§ **RAW RECORDS**:
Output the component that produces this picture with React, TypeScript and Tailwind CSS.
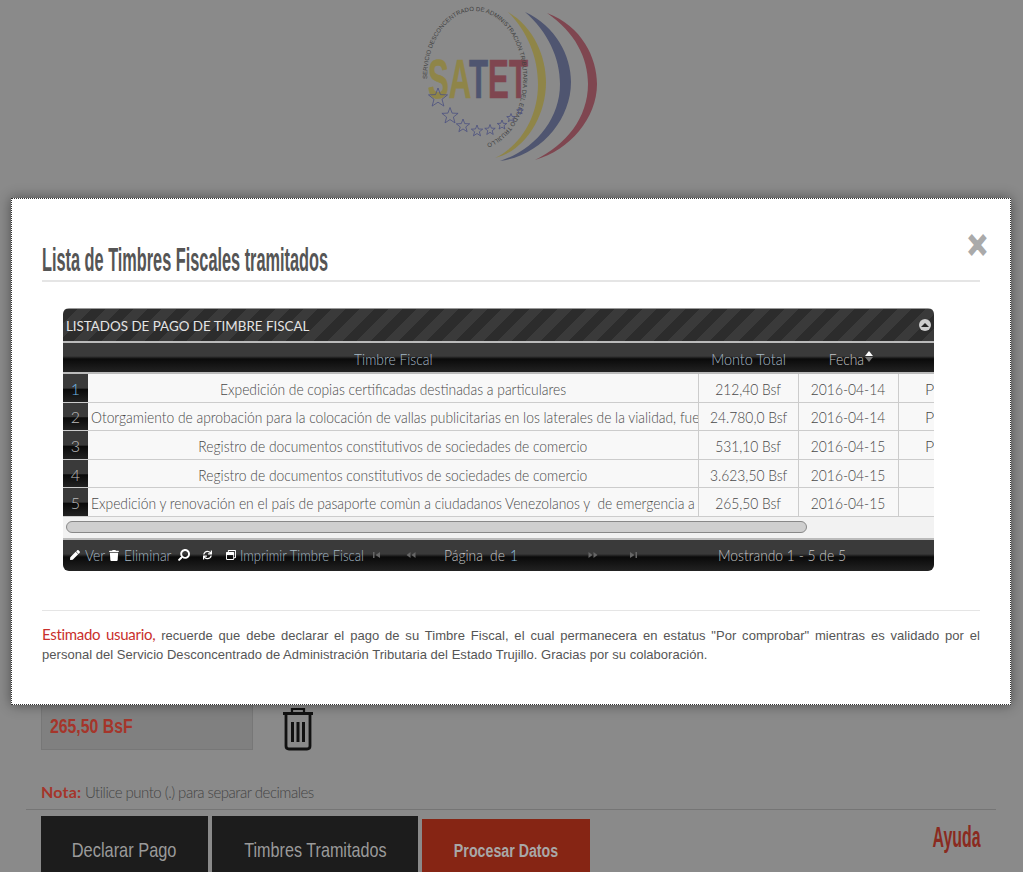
---
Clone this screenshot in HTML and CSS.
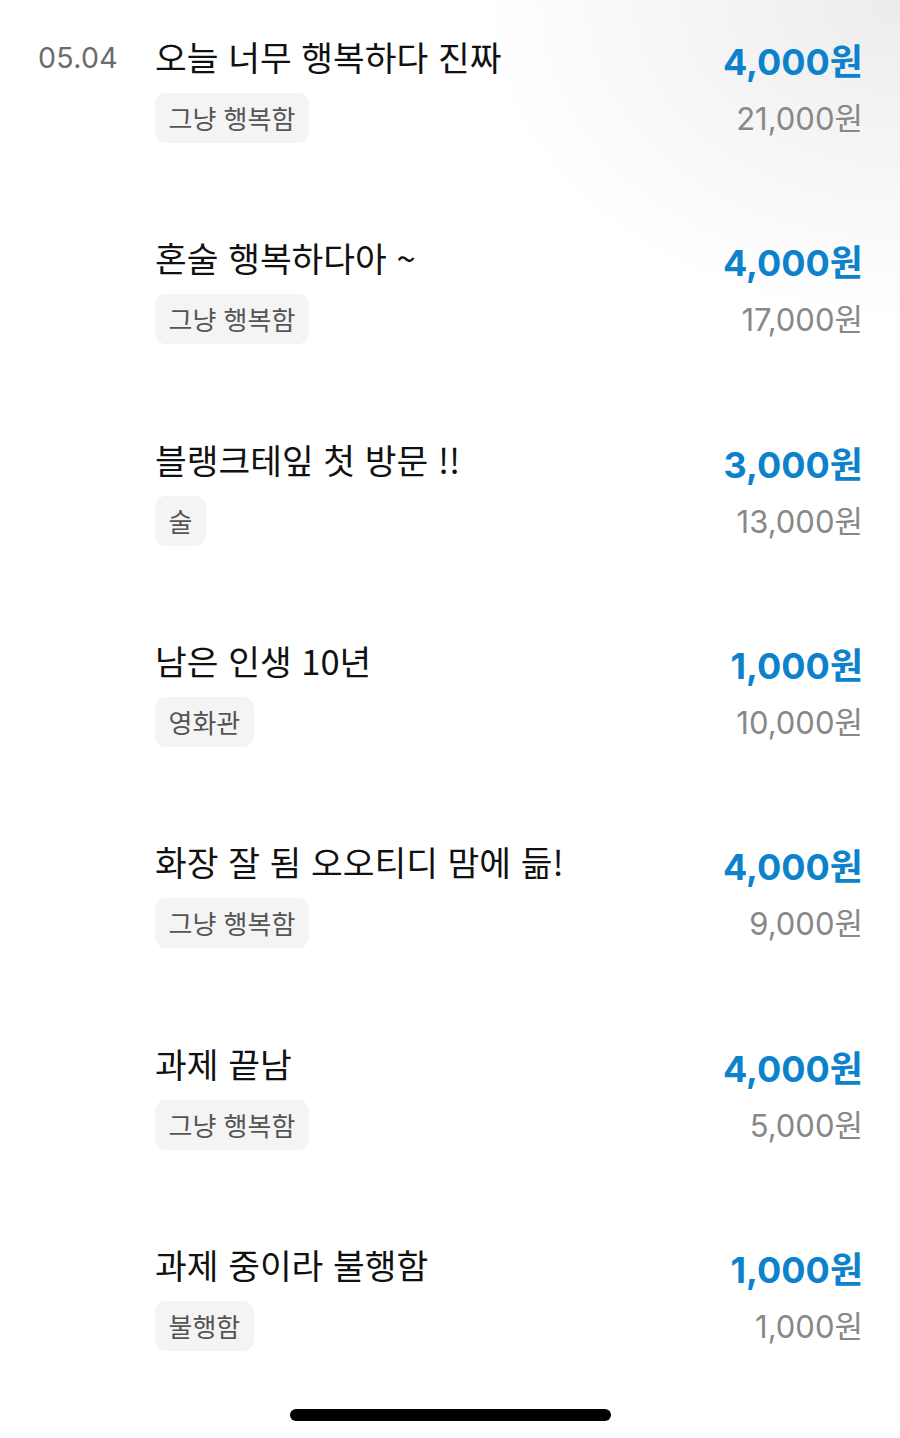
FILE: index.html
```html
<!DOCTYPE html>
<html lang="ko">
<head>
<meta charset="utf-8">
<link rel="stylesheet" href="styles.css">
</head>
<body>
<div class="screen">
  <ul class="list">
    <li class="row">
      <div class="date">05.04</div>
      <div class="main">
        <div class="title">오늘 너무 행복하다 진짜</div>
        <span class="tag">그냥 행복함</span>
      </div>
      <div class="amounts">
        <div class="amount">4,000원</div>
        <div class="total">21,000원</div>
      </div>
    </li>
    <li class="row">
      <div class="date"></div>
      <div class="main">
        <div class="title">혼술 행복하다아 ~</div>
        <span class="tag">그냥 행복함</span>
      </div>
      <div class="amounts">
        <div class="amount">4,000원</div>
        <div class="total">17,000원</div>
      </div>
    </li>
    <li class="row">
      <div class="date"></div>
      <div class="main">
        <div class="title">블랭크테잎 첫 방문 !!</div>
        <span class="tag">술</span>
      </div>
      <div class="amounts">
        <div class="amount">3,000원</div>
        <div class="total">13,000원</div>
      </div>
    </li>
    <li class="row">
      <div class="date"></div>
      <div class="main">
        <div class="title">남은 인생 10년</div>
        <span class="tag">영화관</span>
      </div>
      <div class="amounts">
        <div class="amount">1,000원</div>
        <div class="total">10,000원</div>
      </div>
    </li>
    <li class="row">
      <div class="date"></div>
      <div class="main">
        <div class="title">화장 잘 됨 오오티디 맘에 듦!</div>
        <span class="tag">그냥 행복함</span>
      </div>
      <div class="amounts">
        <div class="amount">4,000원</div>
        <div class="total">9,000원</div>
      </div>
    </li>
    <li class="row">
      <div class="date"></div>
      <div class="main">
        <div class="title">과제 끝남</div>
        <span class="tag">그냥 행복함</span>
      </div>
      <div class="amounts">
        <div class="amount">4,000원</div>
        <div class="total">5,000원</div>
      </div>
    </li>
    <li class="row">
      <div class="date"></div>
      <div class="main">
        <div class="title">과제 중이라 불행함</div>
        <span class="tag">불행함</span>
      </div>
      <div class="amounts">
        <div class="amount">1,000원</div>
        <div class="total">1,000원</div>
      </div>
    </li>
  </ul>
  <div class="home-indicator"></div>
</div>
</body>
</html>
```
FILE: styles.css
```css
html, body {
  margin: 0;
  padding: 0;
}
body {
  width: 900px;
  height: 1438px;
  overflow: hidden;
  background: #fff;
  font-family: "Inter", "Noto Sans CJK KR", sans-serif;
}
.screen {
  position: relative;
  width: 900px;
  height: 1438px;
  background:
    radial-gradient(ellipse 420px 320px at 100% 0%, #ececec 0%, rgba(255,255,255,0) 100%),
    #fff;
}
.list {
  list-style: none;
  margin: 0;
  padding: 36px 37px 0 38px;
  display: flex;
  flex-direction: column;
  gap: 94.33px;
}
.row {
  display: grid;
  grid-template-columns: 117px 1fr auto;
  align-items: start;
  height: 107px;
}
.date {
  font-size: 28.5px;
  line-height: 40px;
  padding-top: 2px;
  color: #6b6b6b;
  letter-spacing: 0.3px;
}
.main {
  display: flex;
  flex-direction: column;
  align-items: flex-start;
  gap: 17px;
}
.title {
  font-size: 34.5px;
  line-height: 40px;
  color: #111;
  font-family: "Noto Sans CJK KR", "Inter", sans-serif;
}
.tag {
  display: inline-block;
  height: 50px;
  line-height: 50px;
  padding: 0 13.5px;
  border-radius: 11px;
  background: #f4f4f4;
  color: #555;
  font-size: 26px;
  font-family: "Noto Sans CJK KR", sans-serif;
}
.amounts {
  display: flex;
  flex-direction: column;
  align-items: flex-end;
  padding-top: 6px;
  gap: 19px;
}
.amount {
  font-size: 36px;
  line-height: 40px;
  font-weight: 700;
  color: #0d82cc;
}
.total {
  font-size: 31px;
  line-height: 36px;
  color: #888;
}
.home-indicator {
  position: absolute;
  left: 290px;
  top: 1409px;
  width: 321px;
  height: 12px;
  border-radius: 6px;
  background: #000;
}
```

§ **TASK TO CARRY OUT**:
Copy every line that includes the string "this" from the material above.

§ **RESPONSE TO THE EXERCISE**:
Output the component that produces this picture with React, TypeScript and Tailwind CSS.
Clone this screenshot in HTML and CSS.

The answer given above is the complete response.